To those who saw Mr. Flaherty up close in recent months, he looked thoroughly worn out. He had been suffering from a skin disease that required heavy doses of medication. It appears to have been a heart attack that killed him, but the ailment almost certainly put stress on his body and stamina.
His face looked puffy and tired. When he announced his resignation last month, friends and family must have been heartened that he could finally rest, put the severe pressures of being a cabinet minister behind him and take his time choosing what to do with the rest of his working life.
It all seemed so sensible – after all those years in public life, a well-earned period of relative repose, time with his wife and three children, then something interesting, presumably in finance or law. But now he has been cut down, leaving a grieving family, many friends and a future blunted.
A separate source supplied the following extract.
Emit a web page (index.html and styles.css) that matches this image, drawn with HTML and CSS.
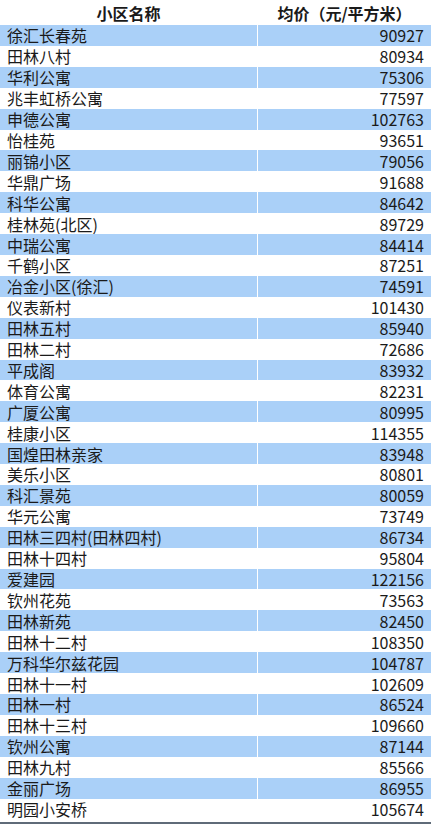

Canadians love to rattle on about their politicians, a crowd of pocket-liners, loafers and second-raters. There are some of those, to be sure, but there are also people who pour themselves into the work and discover that there simply aren't enough hours in the day to attend to all the demands of the job. If a minister isn't careful, the demands can run them ragged.
Mr. Flaherty is not the first, and he will not be the last, for whom the work load discernibly and adversely affected his health. It takes discipline to eat sensibly, drink moderately and get a lot of exercise while in high office.
Prime ministers Pierre Trudeau, Jean Chrétien and Brian Mulroney were "Exhibit A" examples of staying in shape. Mr. Mulroney stopped drinking before becoming prime minister and hasn't had a drop of liquor since. Stephen Harper, by contrast, has put on weight since becoming prime minister, the gain shielded from public view to some extent by careful tailoring.
These days, the holders of very high office, such as finance ministers, have more international travel demands upon them than their predecessors several or more decades ago. There is now a more intensive network of international financial and economic institutions than before, which means someone like Mr. Flaherty is overseas and back all the time. As anyone who regularly flies long distances knows, these trips are tiring. Even when you return home, there's jet lag to sleep off – except that there is a large pile of work waiting for a finance minister the moment he or she steps off the plane.
And at home, there are obligations to travel the country explaining government policies, trips to support other MPs and visits to the home constituency, which in Mr. Flaherty's case meant arriving in Toronto and then fighting the nightmarish traffic out to Whitby-Oshawa.
There's always another colleague who wants the minister's ear, someone from the financial and business community pitching something, cabinet meetings to attend, briefings on all sorts of issues and, especially with this government, constant micro-management (which Mr. Flaherty was often able to deflect) from the Prime Minister's Office.
These pressures are far from conducive to a balanced life. But just when it seemed Mr. Flaherty had arranged things so that he could discover some semblance of that balance, he got what the Irish call the "tap on the shoulder" – the blow that killed him.